Data for this exercise.

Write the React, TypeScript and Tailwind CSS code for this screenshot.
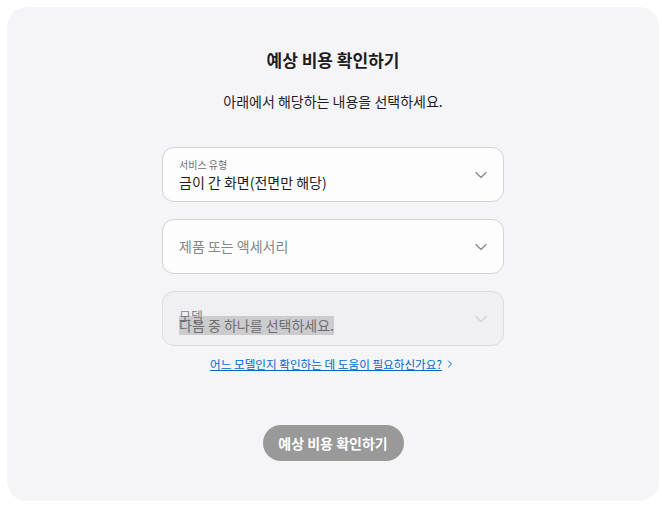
import { ChevronDown, ChevronRight } from "lucide-react";

const font = { fontFamily: '"Noto Sans CJK KR", "Noto Sans", sans-serif' };

const Chevron = ({ light }: { light?: boolean }) => (
  <ChevronDown
    className={light ? "h-[20px] w-[20px] text-[#d2d2d7]" : "h-[20px] w-[20px] text-[#8e8e93]"}
    strokeWidth={1.6}
  />
);

export default function App() {
  return (
    <div className="min-h-screen bg-white pt-[7px]" style={font}>
      <div className="ml-[7px] flex h-[494px] w-[652px] flex-col items-center rounded-[20px] bg-[#f5f5f7] pt-[41px]">
        <h2 className="text-[17px] font-bold leading-[24px] text-[#1d1d1f]">예상 비용 확인하기</h2>
        <p className="mt-[19px] text-[14px] leading-[20px] text-[#1d1d1f]">
          아래에서 해당하는 내용을 선택하세요.
        </p>

        <div className="mt-[36px] flex w-[342px] flex-col gap-[17px]">
          <div className="flex h-[55px] items-center justify-between rounded-[12px] border border-[#d2d2d7] bg-[#fdfdfd] pl-[16px] pr-[12px]">
            <div className="flex flex-col">
              <span className="text-[10px] leading-[14px] text-[#6e6e73]">서비스 유형</span>
              <span className="text-[14px] leading-[20px] text-[#1d1d1f]">금이 간 화면(전면만 해당)</span>
            </div>
            <Chevron />
          </div>

          <div className="flex h-[55px] items-center justify-between rounded-[12px] border border-[#d2d2d7] bg-[#fdfdfd] pl-[16px] pr-[12px]">
            <span className="text-[14px] text-[#86868b]">제품 또는 액세서리</span>
            <Chevron />
          </div>

          <div className="relative flex h-[55px] items-center justify-between rounded-[12px] border border-[#dcdce0] bg-[#f0f0f2] pl-[16px] pr-[12px]">
            <span className="absolute left-[16px] top-[16px] text-[13px] leading-[16px] text-[#86868b]">모델</span>
            <span className="relative mt-[14px] bg-black/15 text-[14px] leading-[19px] text-[#6e6e73]">
              다음 중 하나를 선택하세요.
            </span>
            <Chevron light />
          </div>
        </div>

        <a className="mt-[9px] flex items-center text-[11.6px] leading-[18px] text-[#0066cc] underline">
          어느 모델인지 확인하는 데 도움이 필요하신가요?
          <ChevronRight className="ml-[2px] h-3 w-3" strokeWidth={2} />
        </a>

        <button className="mt-[52px] h-[36px] w-[141px] rounded-full bg-[#999999] text-[14px] font-bold text-white">
          예상 비용 확인하기
        </button>
      </div>
    </div>
  );
}
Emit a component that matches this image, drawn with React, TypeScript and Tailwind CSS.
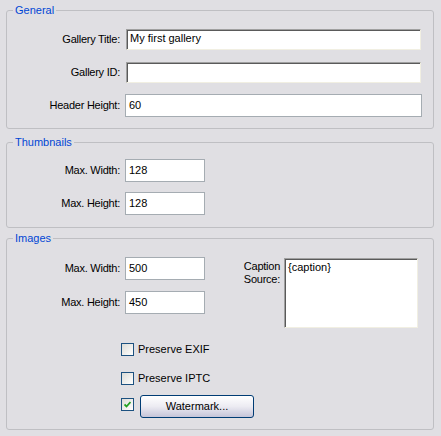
const font = { fontFamily: '"Liberation Sans", Arial, sans-serif' };

function Group({ title, className, children }: { title: string; className?: string; children: React.ReactNode }) {
  return (
    <fieldset className={`rounded-[3px] border border-[#bfbfc3] ${className ?? ""}`}>
      <legend className="ml-[6px] px-[2px] text-[11px] leading-[13px] text-[#0046d5]">{title}</legend>
      {children}
    </fieldset>
  );
}

function SunkenInput({ value, className }: { value: string; className?: string }) {
  return (
    <div
      className={`h-[21px] border-t border-l border-r border-b border-t-[#a0a0a0] border-l-[#a0a0a0] border-r-[#f1efe2] border-b-[#f1efe2] bg-white pl-[2px] text-[11px] leading-[17px] text-black shadow-[inset_1px_1px_0_#5a5a5a] ${className ?? ""}`}
    >
      <span className="pl-[1px]">{value}</span>
    </div>
  );
}

function FlatInput({ value, className }: { value: string; className?: string }) {
  return (
    <div className={`h-[23px] border border-[#a5acb2] bg-white pl-[3px] text-[11px] leading-[21px] text-black ${className ?? ""}`}>
      {value}
    </div>
  );
}

function Row({ label, children, className }: { label: string; children: React.ReactNode; className?: string }) {
  return (
    <div className={`flex items-center ${className ?? ""}`}>
      <div className="w-[114px] pr-[1px] text-right text-[11px] leading-[13px] tracking-[-0.25px] text-black">{label}</div>
      {children}
    </div>
  );
}

function Checkbox({ checked }: { checked?: boolean }) {
  return (
    <div className="flex h-[13px] w-[13px] items-center justify-center border border-[#1c5180] bg-gradient-to-br from-[#dcdcd7] to-white">
      {checked ? (
        <svg width="7" height="7" viewBox="0 0 7 7">
          <path d="M0.5 3.5 L2.5 5.5 L6.5 1" fill="none" stroke="#21a121" strokeWidth="1.8" />
        </svg>
      ) : null}
    </div>
  );
}

export default function App() {
  return (
    <div className="h-[436px] w-[441px] bg-[#e0dfe3] pl-[6px] pr-[7px] pt-[4px] text-black" style={font}>
      <Group title="General" className="pb-[11px]">
        <Row label="Gallery Title:" className="mt-[12px]">
          <SunkenInput value="My first gallery" className="ml-[5px] w-[295px]" />
        </Row>
        <Row label="Gallery ID:" className="mt-[12px]">
          <SunkenInput value="" className="ml-[5px] w-[295px]" />
        </Row>
        <Row label="Header Height:" className="mt-[11px]">
          <FlatInput value="60" className="ml-[4px] w-[297px]" />
        </Row>
      </Group>

      <Group title="Thumbnails" className="mt-[7px] pb-[12px]">
        <Row label="Max. Width:" className="mt-[10px]">
          <FlatInput value="128" className="ml-[4px] w-[80px]" />
        </Row>
        <Row label="Max. Height:" className="mt-[10px]">
          <FlatInput value="128" className="ml-[4px] w-[80px]" />
        </Row>
      </Group>

      <Group title="Images" className="mt-[4px] pb-[11px]">
        <div className="mt-[12px] flex">
          <div className="flex flex-col">
            <Row label="Max. Width:">
              <FlatInput value="500" className="ml-[4px] w-[80px]" />
            </Row>
            <Row label="Max. Height:" className="mt-[11px]">
              <FlatInput value="450" className="ml-[4px] w-[80px]" />
            </Row>
          </div>
          <div className="mt-[1px] flex">
            <div className="mt-[2px] w-[75px] text-right text-[11px] leading-[13px] tracking-[-0.25px]">
              Caption
              <br />
              Source:
            </div>
            <div className="ml-[4px] h-[70px] w-[134px] border border-t-[#a0a0a0] border-l-[#a0a0a0] border-r-[#f1efe2] border-b-[#f1efe2] bg-white pl-[3px] pt-[2px] text-[11px] leading-[13px] shadow-[inset_1px_1px_0_#5a5a5a]">
              {"{caption}"}
            </div>
          </div>
        </div>

        <div className="ml-[114px] mt-[15px] flex items-center gap-[4px] text-[11px] leading-[13px]">
          <Checkbox />
          <span>Preserve EXIF</span>
        </div>
        <div className="ml-[114px] mt-[16px] flex items-center gap-[4px] text-[11px] leading-[13px]">
          <Checkbox />
          <span>Preserve IPTC</span>
        </div>
        <div className="ml-[114px] mt-[10px] flex items-start gap-[6px]">
          <div className="mt-[3px]">
            <Checkbox checked />
          </div>
          <button className="h-[23px] w-[114px] rounded-[3px] border border-[#003c74] bg-gradient-to-b from-white via-[#ecebf2] to-[#c5c4d8] text-[11px] leading-[21px] text-black">
            Watermark...
          </button>
        </div>
      </Group>
    </div>
  );
}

Short task. Each line of the material must be retyped exactly, except that images are omitted.

Result.
Write the React, TypeScript and Tailwind CSS code for this screenshot.
import { ChevronDown, ChevronRight } from "lucide-react";

const font = { fontFamily: '"Noto Sans CJK KR", "Noto Sans", sans-serif' };

const Chevron = ({ light }: { light?: boolean }) => (
  <ChevronDown
    className={light ? "h-[20px] w-[20px] text-[#d2d2d7]" : "h-[20px] w-[20px] text-[#8e8e93]"}
    strokeWidth={1.6}
  />
);

export default function App() {
  return (
    <div className="min-h-screen bg-white pt-[7px]" style={font}>
      <div className="ml-[7px] flex h-[494px] w-[652px] flex-col items-center rounded-[20px] bg-[#f5f5f7] pt-[41px]">
        <h2 className="text-[17px] font-bold leading-[24px] text-[#1d1d1f]">예상 비용 확인하기</h2>
        <p className="mt-[19px] text-[14px] leading-[20px] text-[#1d1d1f]">
          아래에서 해당하는 내용을 선택하세요.
        </p>

        <div className="mt-[36px] flex w-[342px] flex-col gap-[17px]">
          <div className="flex h-[55px] items-center justify-between rounded-[12px] border border-[#d2d2d7] bg-[#fdfdfd] pl-[16px] pr-[12px]">
            <div className="flex flex-col">
              <span className="text-[10px] leading-[14px] text-[#6e6e73]">서비스 유형</span>
              <span className="text-[14px] leading-[20px] text-[#1d1d1f]">금이 간 화면(전면만 해당)</span>
            </div>
            <Chevron />
          </div>

          <div className="flex h-[55px] items-center justify-between rounded-[12px] border border-[#d2d2d7] bg-[#fdfdfd] pl-[16px] pr-[12px]">
            <span className="text-[14px] text-[#86868b]">제품 또는 액세서리</span>
            <Chevron />
          </div>

          <div className="relative flex h-[55px] items-center justify-between rounded-[12px] border border-[#dcdce0] bg-[#f0f0f2] pl-[16px] pr-[12px]">
            <span className="absolute left-[16px] top-[16px] text-[13px] leading-[16px] text-[#86868b]">모델</span>
            <span className="relative mt-[14px] bg-black/15 text-[14px] leading-[19px] text-[#6e6e73]">
              다음 중 하나를 선택하세요.
            </span>
            <Chevron light />
          </div>
        </div>

        <a className="mt-[9px] flex items-center text-[11.6px] leading-[18px] text-[#0066cc] underline">
          어느 모델인지 확인하는 데 도움이 필요하신가요?
          <ChevronRight className="ml-[2px] h-3 w-3" strokeWidth={2} />
        </a>

        <button className="mt-[52px] h-[36px] w-[141px] rounded-full bg-[#999999] text-[14px] font-bold text-white">
          예상 비용 확인하기
        </button>
      </div>
    </div>
  );
}
Emit a component that matches this image, drawn with React, TypeScript and Tailwind CSS.
const font = { fontFamily: '"Liberation Sans", Arial, sans-serif' };

function Group({ title, className, children }: { title: string; className?: string; children: React.ReactNode }) {
  return (
    <fieldset className={`rounded-[3px] border border-[#bfbfc3] ${className ?? ""}`}>
      <legend className="ml-[6px] px-[2px] text-[11px] leading-[13px] text-[#0046d5]">{title}</legend>
      {children}
    </fieldset>
  );
}

function SunkenInput({ value, className }: { value: string; className?: string }) {
  return (
    <div
      className={`h-[21px] border-t border-l border-r border-b border-t-[#a0a0a0] border-l-[#a0a0a0] border-r-[#f1efe2] border-b-[#f1efe2] bg-white pl-[2px] text-[11px] leading-[17px] text-black shadow-[inset_1px_1px_0_#5a5a5a] ${className ?? ""}`}
    >
      <span className="pl-[1px]">{value}</span>
    </div>
  );
}

function FlatInput({ value, className }: { value: string; className?: string }) {
  return (
    <div className={`h-[23px] border border-[#a5acb2] bg-white pl-[3px] text-[11px] leading-[21px] text-black ${className ?? ""}`}>
      {value}
    </div>
  );
}

function Row({ label, children, className }: { label: string; children: React.ReactNode; className?: string }) {
  return (
    <div className={`flex items-center ${className ?? ""}`}>
      <div className="w-[114px] pr-[1px] text-right text-[11px] leading-[13px] tracking-[-0.25px] text-black">{label}</div>
      {children}
    </div>
  );
}

function Checkbox({ checked }: { checked?: boolean }) {
  return (
    <div className="flex h-[13px] w-[13px] items-center justify-center border border-[#1c5180] bg-gradient-to-br from-[#dcdcd7] to-white">
      {checked ? (
        <svg width="7" height="7" viewBox="0 0 7 7">
          <path d="M0.5 3.5 L2.5 5.5 L6.5 1" fill="none" stroke="#21a121" strokeWidth="1.8" />
        </svg>
      ) : null}
    </div>
  );
}

export default function App() {
  return (
    <div className="h-[436px] w-[441px] bg-[#e0dfe3] pl-[6px] pr-[7px] pt-[4px] text-black" style={font}>
      <Group title="General" className="pb-[11px]">
        <Row label="Gallery Title:" className="mt-[12px]">
          <SunkenInput value="My first gallery" className="ml-[5px] w-[295px]" />
        </Row>
        <Row label="Gallery ID:" className="mt-[12px]">
          <SunkenInput value="" className="ml-[5px] w-[295px]" />
        </Row>
        <Row label="Header Height:" className="mt-[11px]">
          <FlatInput value="60" className="ml-[4px] w-[297px]" />
        </Row>
      </Group>

      <Group title="Thumbnails" className="mt-[7px] pb-[12px]">
        <Row label="Max. Width:" className="mt-[10px]">
          <FlatInput value="128" className="ml-[4px] w-[80px]" />
        </Row>
        <Row label="Max. Height:" className="mt-[10px]">
          <FlatInput value="128" className="ml-[4px] w-[80px]" />
        </Row>
      </Group>

      <Group title="Images" className="mt-[4px] pb-[11px]">
        <div className="mt-[12px] flex">
          <div className="flex flex-col">
            <Row label="Max. Width:">
              <FlatInput value="500" className="ml-[4px] w-[80px]" />
            </Row>
            <Row label="Max. Height:" className="mt-[11px]">
              <FlatInput value="450" className="ml-[4px] w-[80px]" />
            </Row>
          </div>
          <div className="mt-[1px] flex">
            <div className="mt-[2px] w-[75px] text-right text-[11px] leading-[13px] tracking-[-0.25px]">
              Caption
              <br />
              Source:
            </div>
            <div className="ml-[4px] h-[70px] w-[134px] border border-t-[#a0a0a0] border-l-[#a0a0a0] border-r-[#f1efe2] border-b-[#f1efe2] bg-white pl-[3px] pt-[2px] text-[11px] leading-[13px] shadow-[inset_1px_1px_0_#5a5a5a]">
              {"{caption}"}
            </div>
          </div>
        </div>

        <div className="ml-[114px] mt-[15px] flex items-center gap-[4px] text-[11px] leading-[13px]">
          <Checkbox />
          <span>Preserve EXIF</span>
        </div>
        <div className="ml-[114px] mt-[16px] flex items-center gap-[4px] text-[11px] leading-[13px]">
          <Checkbox />
          <span>Preserve IPTC</span>
        </div>
        <div className="ml-[114px] mt-[10px] flex items-start gap-[6px]">
          <div className="mt-[3px]">
            <Checkbox checked />
          </div>
          <button className="h-[23px] w-[114px] rounded-[3px] border border-[#003c74] bg-gradient-to-b from-white via-[#ecebf2] to-[#c5c4d8] text-[11px] leading-[21px] text-black">
            Watermark...
          </button>
        </div>
      </Group>
    </div>
  );
}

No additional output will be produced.